Instructions for the task:
Look through the data for the string "index". Copy every line where it is found.

━━ Data provided ━━

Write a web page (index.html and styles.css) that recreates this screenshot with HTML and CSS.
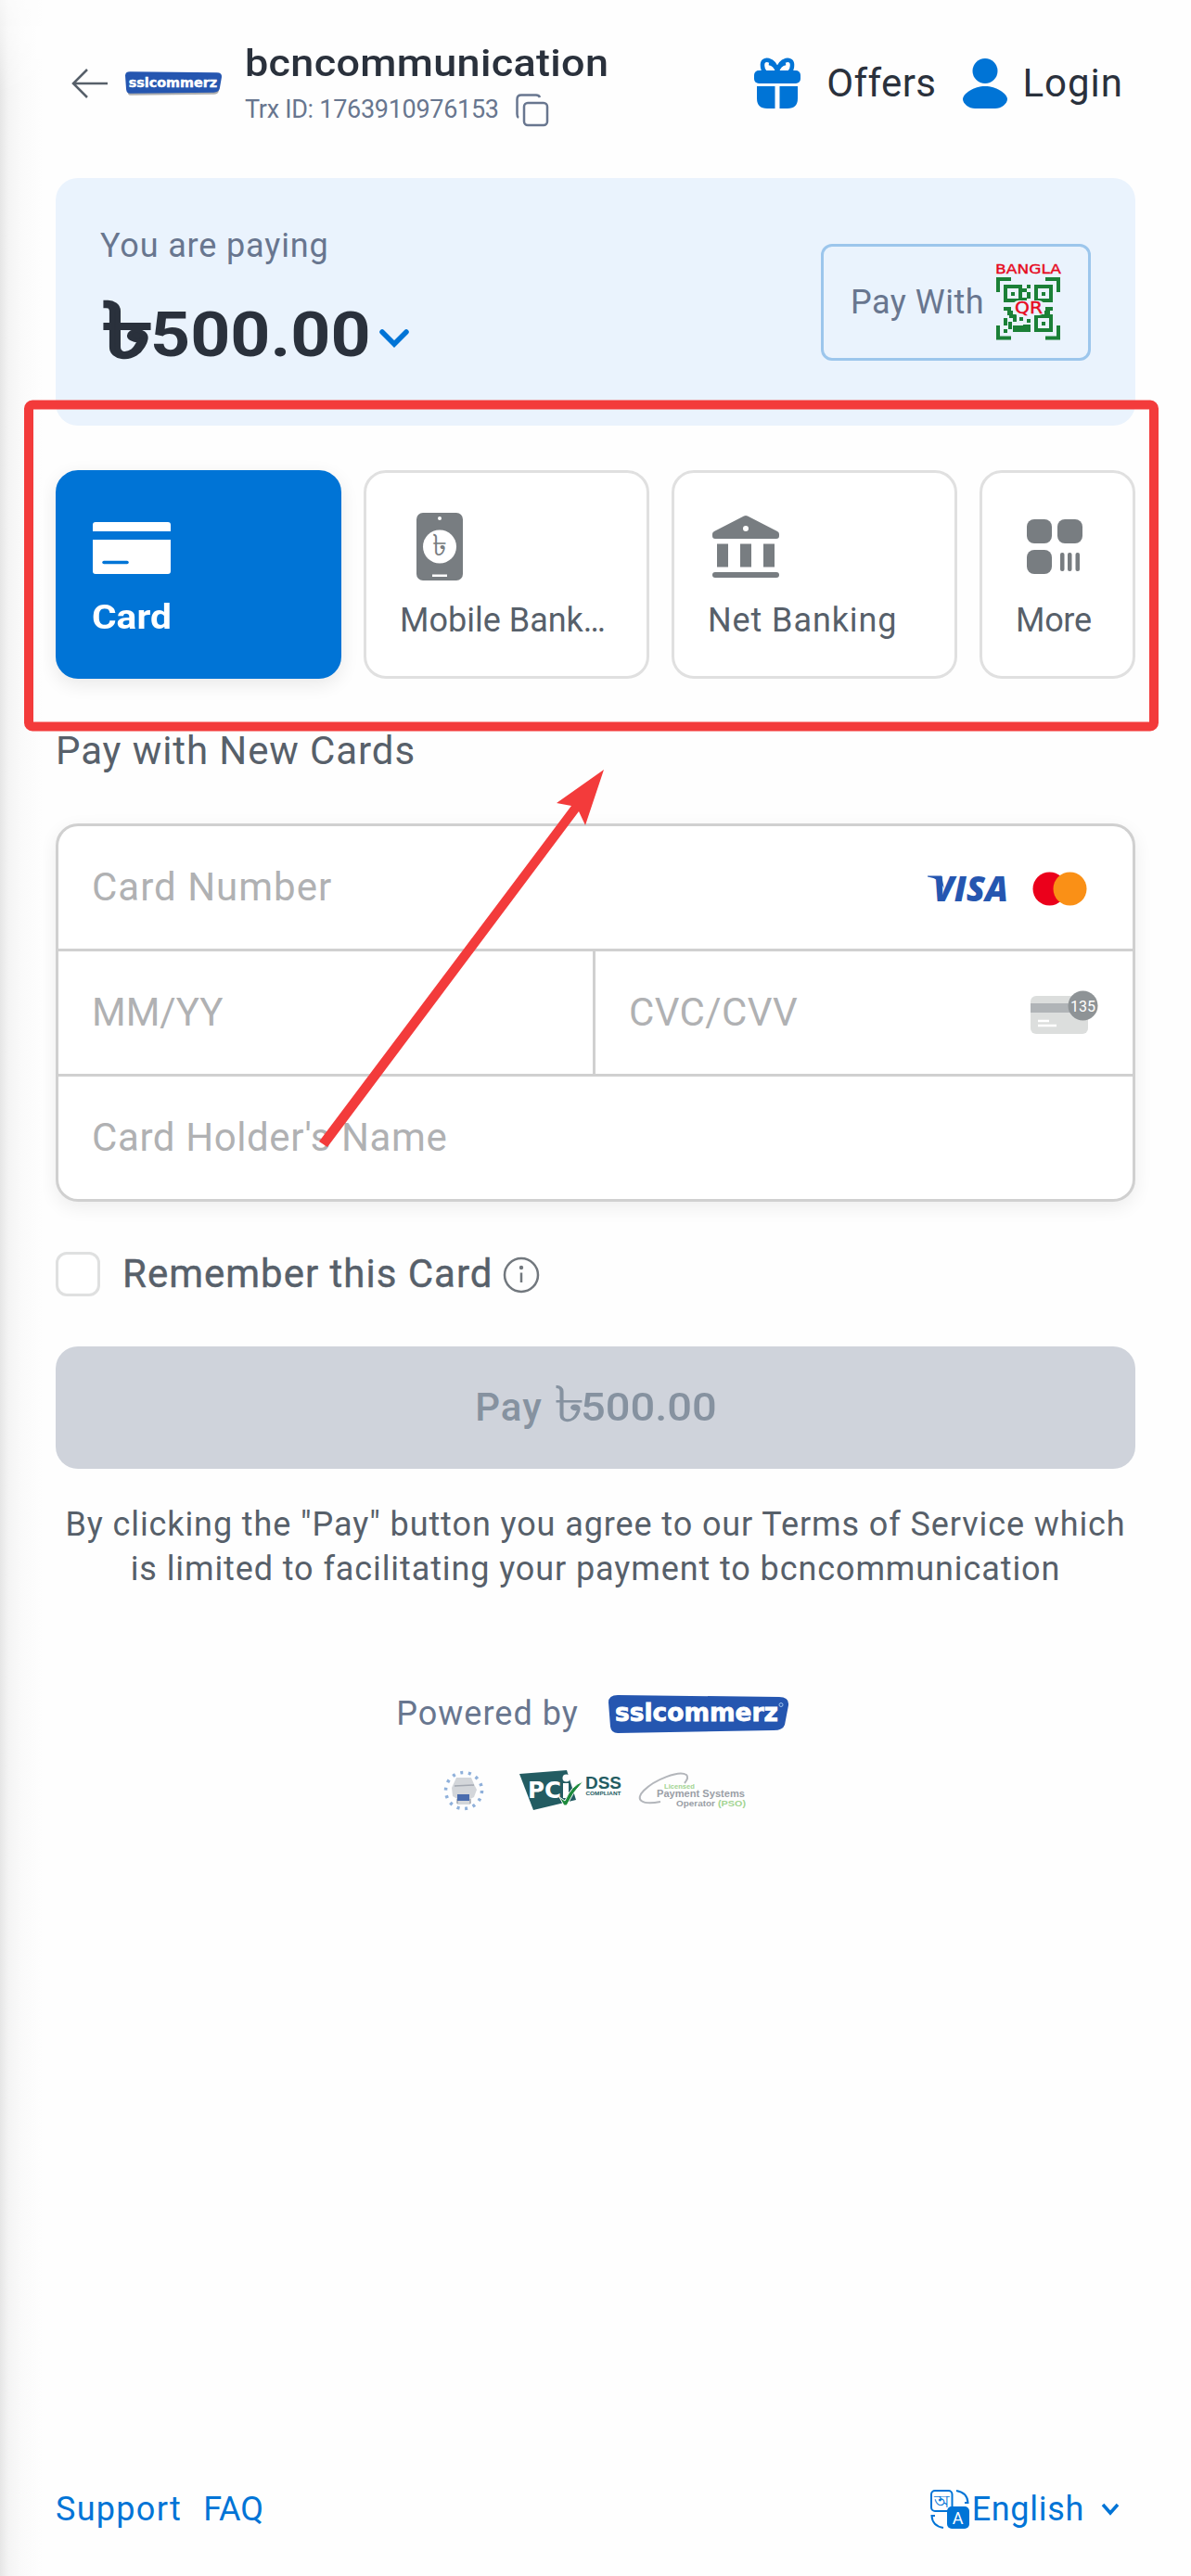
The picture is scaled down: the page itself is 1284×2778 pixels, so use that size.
FILE: index.html
```html
<!DOCTYPE html>
<html lang="en">
<head>
    <meta charset="UTF-8">
    <title>Payment</title>
    <link rel="stylesheet" href="styles.css">
</head>
<body>
<div class="edge-shadow"></div>

<header class="header">
    <svg class="back" width="40" height="32" viewBox="0 0 40 32"><path d="M17 1L2 16L17 31M2 16H39"/></svg>
    <svg class="store-logo" width="104" height="26" viewBox="0 0 194 48">
        <path d="M6 12L190 10Q192 20 188 40Q186 46 178 46L12 48Q6 48 5 42Z" fill="#777" opacity=".6"/>
        <path d="M0 8Q0 0 10 0L184 2Q195 2 194 11L190 34Q188 42 178 42L10 44Q3 44 2 36Z" fill="#2556b0"/>
        <text class="ssl-text" x="7" y="31" textLength="178" lengthAdjust="spacingAndGlyphs">sslcommerz</text>
    </svg>
    <div class="merchant">
        <h1 class="merchant-name">bcncommunication</h1>
        <div class="trx">
            <span>Trx ID: 1763910976153</span>
            <svg width="36" height="36" viewBox="0 0 36 36"><rect x="9" y="10" width="25" height="24" rx="4"/><path d="M3 26Q1.500 25 1.500 22V6Q1.500 1.500 6 1.500H22Q25 1.500 26 4"/></svg>
        </div>
    </div>
    <nav class="actions">
        <svg width="50" height="54" viewBox="0 0 50 54">
            <path class="bow" d="M25 14C22 0 8 -2 9 8Q9 12 12 15M25 14C28 0 42 -2 41 8Q41 12 38 15M25 14Q23 6 16 5M25 14Q27 6 34 5"/>
            <rect x="0" y="13" width="50" height="14" rx="5"/>
            <path d="M3 30H22.500V54H14Q3 54 3 43ZM27.500 30H47V43Q47 54 36 54H27.500Z"/>
        </svg>
        <span class="offers">Offers</span>
        <svg width="50" height="54" viewBox="0 0 50 54"><circle cx="25" cy="13.500" r="13.500"/><path d="M25 30C37 30 49 38 49 44C49 49 42 54 36 54H14C8 54 1 49 1 44C1 38 13 30 25 30Z"/></svg>
        <span class="login">Login</span>
    </nav>
</header>

<main>
    <section class="summary">
        <div>
            <div class="paying">You are paying</div>
            <div class="amount">
                <span class="taka">৳</span><span class="sum">500.00</span>
                <svg width="32" height="20" viewBox="0 0 32 20"><path d="M3 3L16 16L29 3"/></svg>
            </div>
        </div>
        <div class="qr-button">
            <span>Pay With</span>
            <svg width="69" height="83" viewBox="0 0 69 83">
                <text class="qr-red" x="-1" y="11" font-size="14.500" textLength="71" lengthAdjust="spacingAndGlyphs">BANGLA</text>
                <path class="qr-frame" d="M2 31V17H16M53 17H67V31M67 67V80.500H53M16 80.500H2V67"/>
                <path class="qr-eye" d="M10 25H26V40H10ZM43 25H59V40H43ZM43 57H59V72H43Z"/>
                <path class="qr-dots" d="M16 31h4v4h-4zM49 31h4v4h-4zM49 63h4v4h-4zM33 23h4v4h-4zM28 27h5v4h-5zM33 31h4v7h-4zM28 37h5v5h-5zM8 47h8v4h-8zM53 47h8v4h-8zM12 51h6v5h-6zM52 51h6v5h-6zM8 59h4v8h-4zM8 71h4v4h-4zM14 55h4v4h-4zM13 63h4v8h-4zM18 55h4v8h-4zM18 67h12v7h-12zM25 58h4v4h-4zM33 60h4v4h-4zM29 66h8v8h-8z"/>
                <rect class="qr-patch" x="18" y="40" width="34" height="16" rx="6"/>
                <text class="qr-red" x="20" y="54" font-size="17" textLength="30" lengthAdjust="spacingAndGlyphs">QR</text>
            </svg>
        </div>
    </section>

    <div class="tabs">
        <div class="tab active">
            <svg width="84" height="90" viewBox="-1 0 84 90"><path d="M3 20H81Q84 20 84 23V30H0V23Q0 20 3 20ZM0 39H84V73Q84 76 81 76H3Q0 76 0 73Z"/><path class="card-line" d="M12 63.500H37"/></svg>
            <span>Card</span>
        </div>
        <div class="tab mobile">
            <svg width="84" height="90" viewBox="-1 0 84 90">
                <rect x="17" y="10" width="50" height="73" rx="7"/>
                <circle cx="42" cy="46.500" r="18" fill="#fff"/><circle cx="42" cy="16" r="2" fill="#fff"/>
                <rect x="34" y="76.500" width="16" height="2.500" fill="#fff"/>
                <text x="42" y="56" text-anchor="middle">৳</text>
            </svg>
            <span>Mobile Bank…</span>
        </div>
        <div class="tab net">
            <svg width="84" height="90" viewBox="-1 0 84 90">
                <path fill-rule="evenodd" d="M38 13.500Q40 12.500 42 13.500L74 30Q76 31 76 33V35Q76 38 73 38H7Q4 38 4 35V33Q4 31 6 30ZM40 24A3 3 0 1 0 40 30A3 3 0 1 0 40 24"/>
                <path d="M9 43.500h12v25H9zM34 43.500h12v25H34zM59 43.500h12v25H59z"/>
                <rect x="4" y="74" width="72" height="6" rx="3"/>
            </svg>
            <span>Net Banking</span>
        </div>
        <div class="tab more">
            <svg width="84" height="90" viewBox="-1 0 84 90">
                <rect x="11" y="17" width="27" height="26" rx="8"/><rect x="44" y="17" width="27" height="26" rx="8"/><rect x="11" y="50" width="27" height="26" rx="8"/>
                <rect x="47" y="53" width="4.500" height="20" rx="2"/><rect x="55" y="53" width="4.500" height="20" rx="2"/><rect x="63.500" y="53" width="4.500" height="20" rx="2"/>
            </svg>
            <span>More</span>
        </div>
    </div>

    <h2 class="title">Pay with New Cards</h2>

    <div class="form">
        <div class="field wide">
            <span class="number">Card Number</span>
            <div class="brands">
                <svg width="86" height="28" viewBox="0 0 86 28">
                    <path d="M0 0.500H15L18 15Q14 3 0 1.500Z" fill="#2556b0"/>
                    <text class="visa" x="6" y="27.500" textLength="81" lengthAdjust="spacingAndGlyphs">VISA</text>
                </svg>
                <svg width="59" height="37" viewBox="0 0 59 37"><circle cx="18.500" cy="18.500" r="18" fill="#eb001b"/><circle cx="40.500" cy="18.500" r="18" fill="#fa9016"/></svg>
            </div>
        </div>
        <div class="field expiry"><span>MM/YY</span></div>
        <div class="field cvc">
            <span>CVC/CVV</span>
            <svg width="73" height="48" viewBox="0 0 73 48">
                <rect x="0" y="6" width="62" height="41" rx="6" fill="#dcdedd"/>
                <rect x="0" y="14" width="62" height="10" fill="#b0b4b7"/>
                <path d="M8 33H20M8 38H28" stroke="#fff" stroke-width="2.500"/>
                <circle cx="56.500" cy="16.500" r="16" fill="#8e9396"/>
                <text x="56.500" y="22.500" text-anchor="middle">135</text>
            </svg>
        </div>
        <div class="field wide holder"><span>Card Holder's Name</span></div>
    </div>

    <div class="remember">
        <div class="checkbox"></div>
        <span>Remember this Card</span>
        <svg width="40" height="40" viewBox="0 0 40 40"><circle cx="20" cy="20" r="18"/><path d="M20 17.500V28"/><circle class="dot" cx="20" cy="12" r="2.200"/></svg>
    </div>

    <div class="pay-button"><span class="pay">Pay</span><span class="taka">৳</span><span class="sum">500.00</span></div>

    <p class="terms">By clicking the "Pay" button you agree to our Terms of Service which<br>is limited to facilitating your payment to bcncommunication</p>

    <div class="powered">
        <span>Powered by</span>
        <svg width="195" height="42" viewBox="0 0 195 42">
            <path d="M0 8Q0 0 10 0L184 2Q195 2 194 11L190 32Q188 38 178 38L10 41Q3 41 2 34Z" fill="#2556b0"/>
            <text class="ssl-text" x="7" y="28" textLength="176" lengthAdjust="spacingAndGlyphs">sslcommerz</text>
            <circle cx="186" cy="10.500" r="2" fill="none" stroke="#9fc4ee"/>
        </svg>
    </div>

    <div class="badges">
        <svg width="44" height="46" viewBox="0 0 44 46">
            <circle cx="22" cy="23" r="19.500" fill="none" stroke="#8fb0da" stroke-width="3.500" stroke-dasharray="3 5.750"/>
            <path d="M14 9H30L33 16L36 22L33 30L29 32V38H15V32L10 29L9 20Z" fill="#d3d6da"/>
            <path d="M15 37V32M29 37V32M12 18L33 17" stroke="#a3a8b1" stroke-width="1.500"/>
            <rect x="15" y="27" width="13" height="7" fill="#4a6cae"/>
        </svg>
        <svg class="pci" width="110" height="44" viewBox="0 0 110 44">
            <path d="M0 4L51 0L61 32L15 43Z" fill="#235c62"/>
            <text class="pci-text" x="9" y="30" textLength="36" lengthAdjust="spacingAndGlyphs">PC</text>
            <path d="M47 14H53V30H47Z" fill="#fff"/><circle cx="50.500" cy="8.500" r="4" fill="#fff"/>
            <path d="M43 29L49 33Q56 16 69 12Q57 24 51 38H48Z" fill="#1d8a3c" stroke="#fff"/>
            <text class="dss" x="71" y="20" font-size="18" textLength="39" lengthAdjust="spacingAndGlyphs">DSS</text>
            <text class="dss" x="71.500" y="26.500" font-size="6" textLength="38" lengthAdjust="spacingAndGlyphs">COMPLIANT</text>
        </svg>
        <svg width="116" height="40" viewBox="0 0 116 40">
            <path d="M24 32C4 36 -4 30 6 20C18 8 44 -2 52 3Q55 6 50 12" fill="none" stroke="#b3b6bb" stroke-width="2"/>
            <text class="pso pso-green" x="28" y="18" font-size="7" textLength="33" lengthAdjust="spacingAndGlyphs">Licensed</text>
            <text class="pso" x="20" y="27" font-size="11" textLength="95" lengthAdjust="spacingAndGlyphs">Payment Systems</text>
            <text class="pso" x="41" y="37" font-size="9.500" textLength="42" lengthAdjust="spacingAndGlyphs">Operator</text>
            <text class="pso pso-green" x="86" y="37" font-size="9.500" textLength="30" lengthAdjust="spacingAndGlyphs">(PSO)</text>
        </svg>
    </div>
</main>

<footer class="footer">
    <a class="support">Support</a>
    <a class="faq">FAQ</a>
    <div class="language">
        <svg width="42" height="42" viewBox="0 0 42 42">
            <rect class="line" x="1" y="1" width="22.500" height="22" rx="4"/>
            <path class="line" d="M28 1Q40 3 40.500 14H37M14 41Q2 39 1.500 28H5"/>
            <text x="12" y="19" font-size="19" text-anchor="middle">অ</text>
            <rect x="18" y="18" width="24" height="24" rx="5"/>
            <text class="letter" x="30" y="36.500" font-size="18" text-anchor="middle">A</text>
        </svg>
        <span>English</span>
        <svg class="arrow" width="20" height="14" viewBox="0 0 20 14"><path d="M2 2L10 11L18 2"/></svg>
    </div>
</footer>

<!-- red marks over the payment tabs -->
<svg class="marks" width="1284" height="1300" viewBox="0 0 1284 1300">
    <rect x="31" y="436.500" width="1213" height="347" rx="4"/>
    <path d="M344 1231L616 869L600 866L651 830L631 890L624 875L353 1237Z"/>
</svg>
</body>
</html>
```
FILE: styles.css
```css
* {
    box-sizing: border-box;
}
body {
    position: relative;
    display: flex;
    flex-direction: column;
    min-height: 2778px;
    margin: 0;
    padding: 0 60px 48px;
    font-family: Roboto, "Noto Sans", sans-serif;
    font-size: 36px;
    line-height: 48px;
    color: #57606a;
    background: #fefefe;
}
svg {
    display: block;
    flex-shrink: 0;
    overflow: visible;
}
span, a {
    white-space: nowrap;
}
.edge-shadow {
    position: absolute;
    left: 0;
    top: 0;
    width: 46px;
    height: 100%;
    background: linear-gradient(to right, #e6e6e6, #f4f4f4 20%, #fafafa 50%, #fefefe);
    -webkit-mask-image: linear-gradient(to bottom, rgba(0,0,0,.3), #000 100px);
}

/* header */
.header {
    display: flex;
    align-items: center;
    height: 180px;
    margin-bottom: 12px;
    position: relative;
}
.back {
    margin: 0 18px 0 17px;
    fill: none;
    stroke: #57606a;
    stroke-width: 2.5;
}
.ssl-text {
    font: bold 26px "DejaVu Sans";
    fill: #fff;
    stroke: #fff;
    stroke-width: .8;
}
.merchant {
    width: 392px;
    margin: 4px 0 0 25px;
}
.merchant-name {
    margin: 0;
    font-size: 41px;
    font-weight: 500;
    line-height: 52px;
    letter-spacing: .3px;
    transform: scaleX(1.096);
    transform-origin: left;
    color: #2a313c;
}
.trx {
    display: flex;
    gap: 18px;
    font-size: 27px;
    line-height: 48px;
    letter-spacing: -.3px;
    color: #68768f;
}
.trx svg {
    margin-top: 7px;
    fill: none;
    stroke: #68768f;
    stroke-width: 2.5;
}
.actions {
    display: flex;
    align-items: center;
    margin-left: auto;
    margin-right: 13px;
    font-size: 42px;
    color: #2a313c;
    fill: #0074d6;
}
.bow {
    fill: none;
    stroke: #0074d6;
    stroke-width: 4.5;
}
.offers {
    margin: 0 28px 0 28px;
    letter-spacing: .4px;
}
.login {
    margin: 0 0 0 15px;
    letter-spacing: 1px;
}

/* amount box */
.summary {
    display: flex;
    align-items: center;
    justify-content: space-between;
    height: 267px;
    padding: 0 48px;
    border-radius: 24px;
    background: #eaf3fd;
    color: #68768f;
}
.paying {
    letter-spacing: .85px;
}
.amount {
    display: flex;
    align-items: center;
    height: 98px;
    margin-top: 24px;
    font-size: 66px;
    font-weight: 700;
    line-height: 98px;
    color: #2a313c;
}
.taka, .sum {
    transform-origin: left;
}
.amount .taka {
    width: 52px;
    margin: -10px 0 0 2px;
    font-size: 82px;
    transform: scaleX(1.35);
    -webkit-text-stroke: 1.5px #2a313c;
}
.amount .sum {
    width: 236px;
    transform: scaleX(1.14);
}
.amount svg {
    margin: 6px 0 0 11px;
    fill: none;
    stroke: #0074d6;
    stroke-width: 5.5;
    stroke-linecap: round;
}
.qr-button {
    display: flex;
    align-items: center;
    justify-content: space-between;
    width: 291px;
    height: 126px;
    padding: 0 30px 0 29px;
    border: 3px solid #9cc6ec;
    border-radius: 12px;
    letter-spacing: .5px;
}
.qr-red {
    font-family: "DejaVu Sans";
    fill: #e60a1e;
    stroke: #e60a1e;
    stroke-width: .4;
    letter-spacing: 0;
}
.qr-frame, .qr-eye {
    fill: none;
    stroke: #1b8037;
    stroke-width: 4;
}
.qr-dots {
    fill: #1b8037;
}
.qr-patch {
    fill: #eaf3fd;
}

/* payment tabs */
.tabs {
    display: grid;
    grid-template-columns: 308px 308px 308px 168px;
    gap: 24px;
    margin-top: 48px;
}
.tab {
    display: flex;
    flex-direction: column;
    gap: 12px;
    height: 225px;
    padding: 33px 0 0 36px;
    border: 3px solid #e0e0e0;
    border-radius: 24px;
    background: #fff;
    fill: #787d81;
}
.tab.active {
    gap: 9px;
    border-color: #0074d6;
    background: #0074d6;
    box-shadow: 0 6px 20px rgba(0, 0, 0, .09);
    color: #fff;
    fill: #fff;
    font-weight: 700;
}
.active span {
    transform: scaleX(1.13);
    transform-origin: left;
}
.card-line {
    stroke: #0074d6;
    stroke-width: 3.5;
    stroke-linecap: round;
}
.mobile text {
    font-size: 32px;
}
.net {
    letter-spacing: .9px;
}
.more {
    letter-spacing: -.3px;
}
.title {
    margin: 54px 0;
    font-size: 42px;
    font-weight: 400;
    line-height: 48px;
    letter-spacing: .9px;
}

/* card form */
.form {
    display: grid;
    grid-template-columns: 576px 1fr;
    gap: 3px;
    border: 3px solid #d0d0d0;
    border-radius: 24px;
    background: #d0d0d0;
    box-shadow: 0 6px 20px rgba(0, 0, 0, .07);
    overflow: hidden;
}
.field {
    display: flex;
    align-items: center;
    justify-content: space-between;
    height: 132px;
    padding: 0 37px 0 36px;
    background: #fff;
    font-size: 42px;
    color: #b0b1b3;
}
.wide {
    grid-column: span 2;
}
.number {
    letter-spacing: 1px;
}
.cvc {
    letter-spacing: .4px;
}
.holder {
    letter-spacing: .6px;
}
.brands {
    display: flex;
    align-items: center;
    gap: 27px;
    margin: 2px 12px 0 0;
}
.visa {
    font: italic 800 37px "Open Sans";
    fill: #2556b0;
    letter-spacing: 0;
}
.cvc text {
    font-size: 16px;
    letter-spacing: 0;
    fill: #fff;
}
.remember {
    display: flex;
    align-items: center;
    margin: 54px 0;
    font-size: 42px;
    letter-spacing: 1px;
}
.remember span {
    -webkit-text-stroke: .4px #57606a;
}
.checkbox {
    width: 48px;
    height: 48px;
    margin-right: 24px;
    border: 3px solid #dfe0e0;
    border-radius: 12px;
    background: #fff;
}
.remember svg {
    margin: 2px 0 0 10px;
    fill: none;
    stroke: #72787e;
    stroke-width: 2.5;
}
.remember .dot {
    fill: #72787e;
    stroke: none;
}
.pay-button {
    display: flex;
    align-items: center;
    justify-content: center;
    height: 132px;
    border-radius: 24px;
    background: #cfd3db;
    color: #8692a0;
    font-size: 42px;
    font-weight: 500;
}
.pay {
    margin-right: 12px;
    letter-spacing: 1px;
}
.pay-button .taka {
    width: 29px;
    margin-top: -6px;
    font-size: 54px;
    font-weight: 400;
    transform: scaleX(1.25);
}
.pay-button .sum {
    width: 146px;
    transform: scaleX(1.12);
}
.terms {
    margin: 36px 0 108px;
    text-align: center;
    white-space: nowrap;
    letter-spacing: .9px;
}

/* bottom logos */
.powered {
    display: flex;
    align-items: center;
    justify-content: center;
    gap: 32px;
    padding-right: 6px;
    color: #68768f;
    letter-spacing: 1px;
}
.powered svg, .badges svg {
    letter-spacing: 0;
}
.powered svg {
    margin-top: 2px;
}
.badges {
    display: flex;
    align-items: center;
    justify-content: center;
    height: 46px;
    margin-top: 36px;
    padding-right: 3px;
}
.pci {
    margin: 0 18px 0 38px;
}
.pci-text {
    font: bold 25px "DejaVu Sans";
    fill: #fff;
}
.dss {
    font-family: "Liberation Sans";
    font-weight: 700;
    fill: #235c62;
}
.pso {
    font-family: "Liberation Sans";
    font-weight: 700;
    fill: #9a9ea6;
}
.pso-green {
    fill: #a2d492;
}

.footer {
    display: flex;
    align-items: center;
    margin-top: auto;
    color: #0074d6;
    fill: #0074d6;
}
.support {
    letter-spacing: 1.3px;
}
.faq {
    margin-left: 23px;
}
.language {
    display: flex;
    align-items: center;
    margin-left: auto;
    margin-right: 17px;
    letter-spacing: .7px;
}
.language span {
    margin-left: 3px;
}
.line, .arrow {
    fill: none;
    stroke: #0074d6;
    stroke-width: 2;
}
.letter {
    fill: #fff;
}
.arrow {
    margin-left: 18px;
    stroke-width: 3.5;
}

.marks {
    position: absolute;
    left: 0;
    top: 0;
    fill: #f33b3b;
}
.marks rect {
    fill: none;
    stroke: #f33b3b;
    stroke-width: 10;
}
```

━━━

Written reply:
Write a web page (index.html and styles.css) that recreates this screenshot with HTML and CSS.
FILE: index.html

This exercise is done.